Changing the leader need not spell doom

Andrew Alexander

Last updated at 13:31 13 April 2004

Nervous Tories claim that changing the leadership now would demonstrate such internal divisions that it would kill all chance of an election victory. But there is no evidence that splits over the leadership doom a party, quite the contrary. In the early Fifties, senior Tories grumbled constantly that Churchill was overstaying his welcome. Eden, his successor, went on to boost the Conservative majority in 1955.

Macmillan, chosen after Eden, came in for cruel criticism from Tory MPs in 1962. Yet his successor, Sir Alec Douglas-Home, very nearly won a fourth Conservative victory in 1964.

The bitter struggle over Ted Heath's leadership in 1965 did not prevent Margaret Thatcher from triumphing in 1979. Despite her brutal assassination in 1990, John Major scored an election triumph in 1992. In short, there is no reason to fear change.

Any doubts I had about Iain Duncan Smith's cause being lost were dispelled when Tory MP Sir Patrick Cormack urged him to call for a (probably fatal) vote of confidence.

Cormack is not a particularly mighty or influential figure in the party, though he sits on the 1922 executive. But he is a weathercock.

There is always at least one Tory MP to watch in the party who will tell you which way the wind has settled.

This does not involve much swinging backwards and forwards, far from it.

But when he announces that a cause is effectively lost, you may be sure that it is.

At that point, you drop what you are doing and head for the lifeboat - where you will find him already seated.

We grumpy old men have a lot to grumble about these days, sometimes including other grumpy old men.

Two who deserve to be drummed out of the club are Alan Watkins of the Independent on Sunday and Sir Peregrine Worsthorne writing in The Spectator.

They have now launched savage attacks on Margaret Thatcher from both political wings. WRITES Watkins: 'Margaret Thatcher won her three elections, but destroyed England in the process.' In Worsthorne's review of a Thatcher biography, amid familiar wailings about the decline and fall of the country - for him it has been downhill ever since the reform Act of 1832 - he accuses her of 'debauching' the standards for which her father, Alderman Roberts, stood.

We are witnessing the continuing process of creating a myth about her which is so weird that it needs the assistance of psychologists to explain it.

Old men forget, of course. Looking back on an imagined golden age is a common enough human activity.

But what on earth can it be that Watkins and Worsthorne miss from the pre-1979 era?

Surely it cannot be the way that trade unions ruled and ruined the country - and held Fleet Street to constant ransom, among other things. And it could hardly be the laws which forbade you taking your own capital abroad, or even enough for a good holiday.

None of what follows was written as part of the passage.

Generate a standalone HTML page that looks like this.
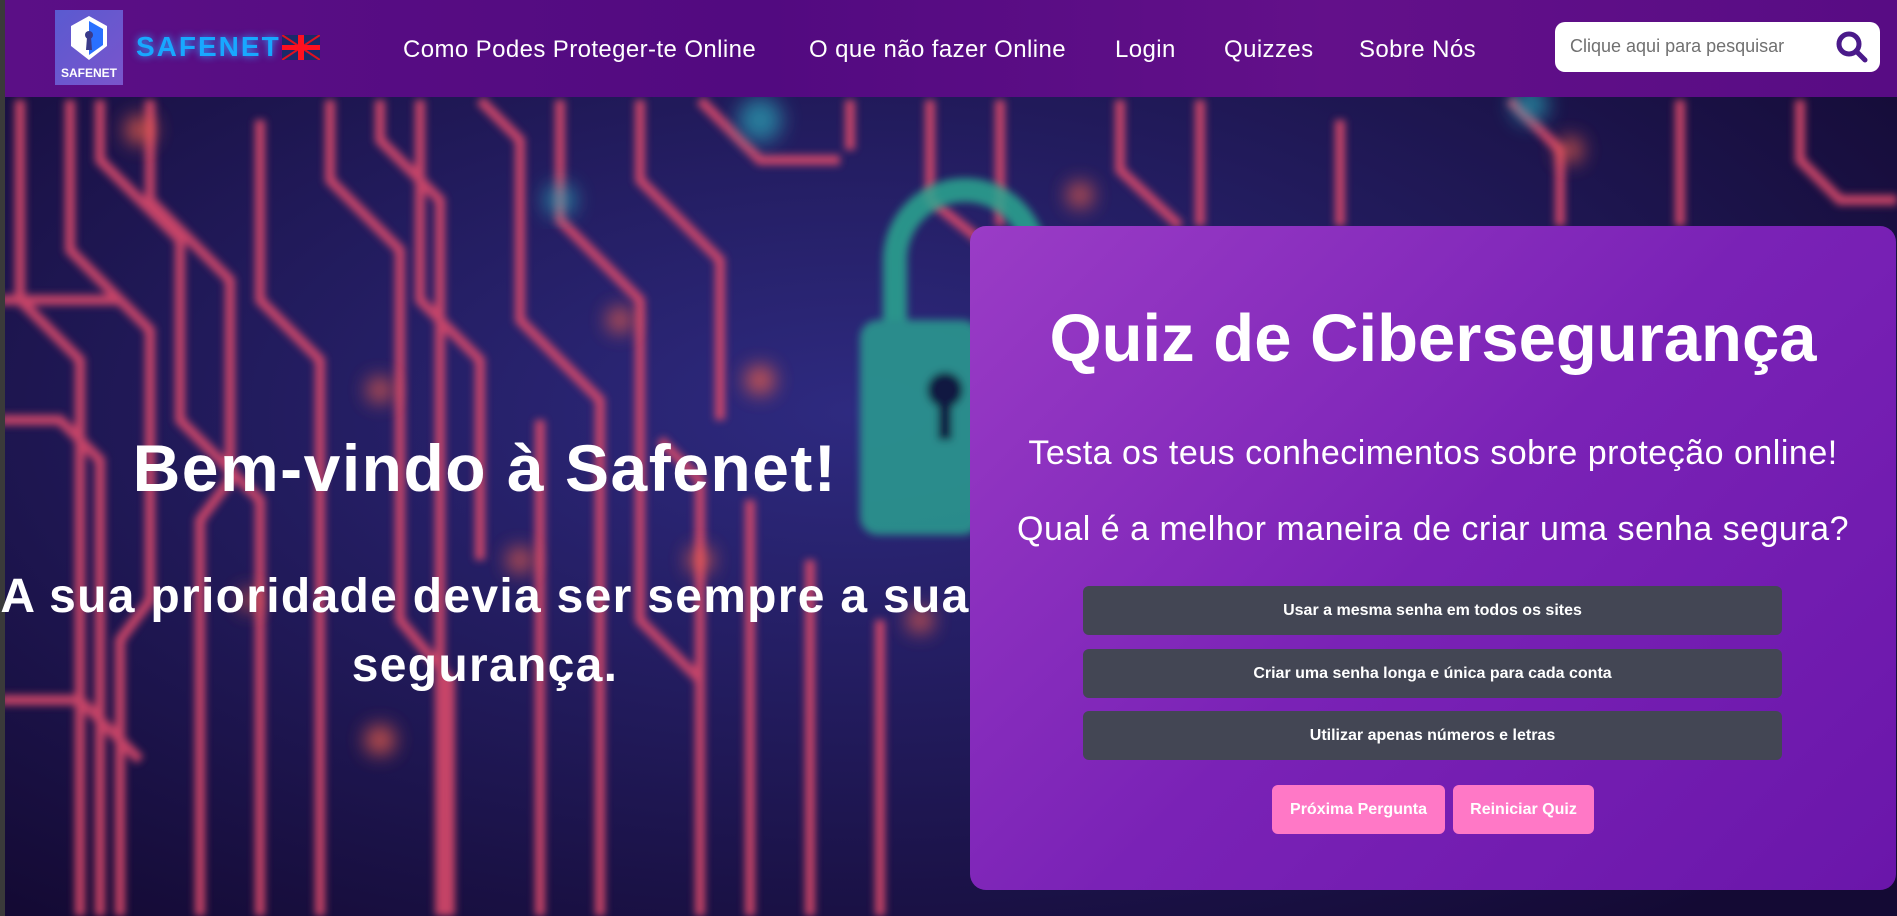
<!DOCTYPE html>
<html><head><meta charset="utf-8"><style>
*{margin:0;padding:0;box-sizing:border-box}
body{width:1897px;height:916px;overflow:hidden;font-family:"Liberation Sans",sans-serif;background:#140f3a;position:relative}
.bg{position:absolute;left:0;top:0;width:1897px;height:916px}
nav{position:absolute;left:5px;top:0;width:1892px;height:97px;background:linear-gradient(90deg,#5b0f86,#520a80 40%,#63108a 70%,#580c84);}
.edge{position:absolute;left:0;top:0;width:5px;height:916px;background:#3a3a3a}
.logo{position:absolute;left:55px;top:10px;width:68px;height:75px;background:linear-gradient(135deg,#5a5ad0,#7a55cc)}
.brand{position:absolute;left:136px;top:31px;font-size:28px;font-weight:bold;letter-spacing:2px;color:#18a8ff;text-shadow:0 0 8px #2aa0ff}
.links a{position:absolute;top:36px;color:#fff;font-size:24px;letter-spacing:0.4px;text-decoration:none;white-space:nowrap}
.search{position:absolute;left:1555px;top:22px;width:325px;height:50px;background:#fff;border-radius:10px}
.search span{position:absolute;left:15px;top:14px;font-size:18px;color:#707070}
.hero1{position:absolute;left:0;width:970px;text-align:center;color:#fff;font-weight:bold;white-space:nowrap}
.quiz{position:absolute;left:970px;top:226px;width:926px;height:664px;border-radius:16px;background:linear-gradient(135deg,#9a3cc6,#7a22b6 50%,#6a16aa);color:#fff;text-align:center}
.opt{position:absolute;left:113px;width:699px;height:49px;background:#434654;border-radius:6px;font-size:16px;font-weight:bold;line-height:49px;color:#fff}
.pk{position:absolute;top:559px;height:49px;background:#ff78c6;border-radius:6px;font-size:16px;font-weight:bold;line-height:49px;color:#fff}
</style></head><body>
<svg class="bg" viewBox="0 0 1897 916">
<defs><filter id="b"><feGaussianBlur stdDeviation="4"/></filter><filter id="b2"><feGaussianBlur stdDeviation="10"/></filter>
<radialGradient id="g" cx="0.45" cy="0.45" r="0.7"><stop offset="0" stop-color="#2e2a80"/><stop offset="1" stop-color="#140a34"/></radialGradient></defs>
<rect width="1897" height="916" fill="url(#g)"/>
<g stroke="#d8486a" stroke-width="10" fill="none" filter="url(#b)" opacity="0.9">
<path d="M20 100 V300 L80 360 V916"/><path d="M70 100 V250 L150 330 V600 L120 640 V916"/>
<path d="M150 100 V200 L230 280 V480 L200 520 V916"/><path d="M260 120 V300 L320 360 V916"/>
<path d="M330 100 V180 L400 250 V620 L450 680 V916"/><path d="M420 100 V300 L480 360 V560"/>
<path d="M480 100 L520 140 V320 L600 400 V916"/><path d="M560 100 V220 L640 300 V620 L700 680 V916"/>
<path d="M640 100 V180 L720 260 V420"/><path d="M700 100 L760 160 H840"/><path d="M750 500 V916"/>
<path d="M810 560 V916"/><path d="M880 620 V916"/><path d="M930 100 V200 L980 240"/>
<path d="M1000 100 V226"/><path d="M1120 100 V170 L1180 226"/><path d="M1200 100 V226"/><path d="M1340 120 V226"/>
<path d="M1510 100 L1560 150 V226"/><path d="M1680 100 V226"/><path d="M1800 100 V160 L1840 200 H1897"/>
<path d="M0 300 H120"/><path d="M0 700 H80 L140 760"/>
<path d="M100 100 V160 L180 240 V420 L260 500 V916"/><path d="M540 420 V916"/><path d="M660 440 L700 480 V916"/>
<path d="M380 100 V140 L440 200 V916"/><path d="M0 420 H60 L100 460 V916"/><path d="M850 100 V150"/>
</g>
<g fill="#f0604a" filter="url(#b2)" opacity="0.9">
<circle cx="140" cy="130" r="14"/><circle cx="380" cy="390" r="12"/><circle cx="760" cy="380" r="14"/><circle cx="620" cy="320" r="12"/>
<circle cx="380" cy="740" r="14"/><circle cx="1080" cy="195" r="12"/><circle cx="920" cy="620" r="12"/><circle cx="1570" cy="150" r="12"/>
<circle cx="520" cy="560" r="12"/><circle cx="250" cy="600" r="10"/><circle cx="700" cy="560" r="12"/>
</g>
<g fill="#2aa8b8" filter="url(#b2)" opacity="0.7"><circle cx="760" cy="120" r="22"/><circle cx="1530" cy="105" r="18"/><circle cx="560" cy="200" r="16"/></g>
<g filter="url(#b)" opacity="0.85">
<path d="M895 320 V260 a70 70 0 0 1 140 0 V320" stroke="#2aa890" stroke-width="24" fill="none"/>
<rect x="860" y="320" width="120" height="215" rx="18" fill="#2c9e90"/>
<circle cx="945" cy="390" r="18" fill="#101838"/><rect x="938" y="395" width="14" height="45" fill="#101838"/>
</g>
</svg>
<div class="edge"></div>
<nav></nav>
<div class="logo"><svg width="68" height="75" viewBox="0 0 68 75"><path d="M34 6 L52 16 V36 L34 50 L16 36 V16 Z" fill="#fff"/><path d="M34 11 L48 19 V35 L34 45 Z" fill="#2a70ff"/><circle cx="34" cy="25" r="4" fill="#3a3a8a"/><path d="M32 27 H36 L37 40 H31Z" fill="#3a3a8a"/><text x="34" y="67" text-anchor="middle" font-size="12" font-weight="bold" fill="#fff" font-family="Liberation Sans,sans-serif">SAFENET</text></svg></div>
<div class="brand">SAFENET</div>
<svg style="position:absolute;left:282px;top:35px" width="38" height="25" viewBox="0 0 38 25"><rect width="38" height="25" fill="#1a2a6a"/><path d="M0 0 L38 25 M38 0 L0 25" stroke="#e01020" stroke-width="2"/><rect x="16" width="6" height="25" fill="#ff1020"/><rect y="10" width="38" height="5" fill="#ff1020"/></svg>
<div class="links"><a style="left:403px">Como Podes Proteger-te Online</a><a style="left:809px">O que não fazer Online</a><a style="left:1115px">Login</a><a style="left:1224px">Quizzes</a><a style="left:1359px">Sobre Nós</a></div>
<div class="search"><span>Clique aqui para pesquisar</span><svg style="position:absolute;left:280px;top:8px" width="34" height="34" viewBox="0 0 34 34"><circle cx="14" cy="14" r="10" stroke="#4a1a8a" stroke-width="5" fill="none"/><path d="M21 21 L30 30" stroke="#4a1a8a" stroke-width="5" stroke-linecap="round"/></svg></div>
<div class="hero1" style="top:430px;font-size:66px;letter-spacing:1.5px">Bem-vindo à Safenet!</div>
<div class="hero1" style="top:562px;font-size:48px;line-height:69px;letter-spacing:1.3px">A sua prioridade devia ser sempre a sua<br>segurança.</div>
<div class="quiz">
<div style="position:absolute;left:0;width:100%;top:74px;font-size:67px;font-weight:bold">Quiz de Cibersegurança</div>
<div style="position:absolute;left:0;width:100%;top:208px;font-size:34px;letter-spacing:0.5px">Testa os teus conhecimentos sobre proteção online!</div>
<div style="position:absolute;left:0;width:100%;top:284px;font-size:34px;letter-spacing:0.5px">Qual é a melhor maneira de criar uma senha segura?</div>
<div class="opt" style="top:360px">Usar a mesma senha em todos os sites</div>
<div class="opt" style="top:423px">Criar uma senha longa e única para cada conta</div>
<div class="opt" style="top:485px">Utilizar apenas números e letras</div>
<div class="pk" style="left:302px;width:173px">Próxima Pergunta</div>
<div class="pk" style="left:483px;width:141px">Reiniciar Quiz</div>
</div>
</body></html>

Do Watkins and Worsthorne look back longingly to tax rates which could be over 90 pc ? Or the vast subsidies for nationalised industries?

It is hard to believe that anyone misses the farce of official wage and price controls, supposed to prevent inflation but never doing so.

No one, surely, could look back with anything but horror at inflation running at a five-year average of 15pc when Thatcher came to office - down to 6pc when she left. Or Britain's deserved reputation as the sick man of Europe.

Nor, one would think, would either man regret her ending the campaign to destroy the grammar schools.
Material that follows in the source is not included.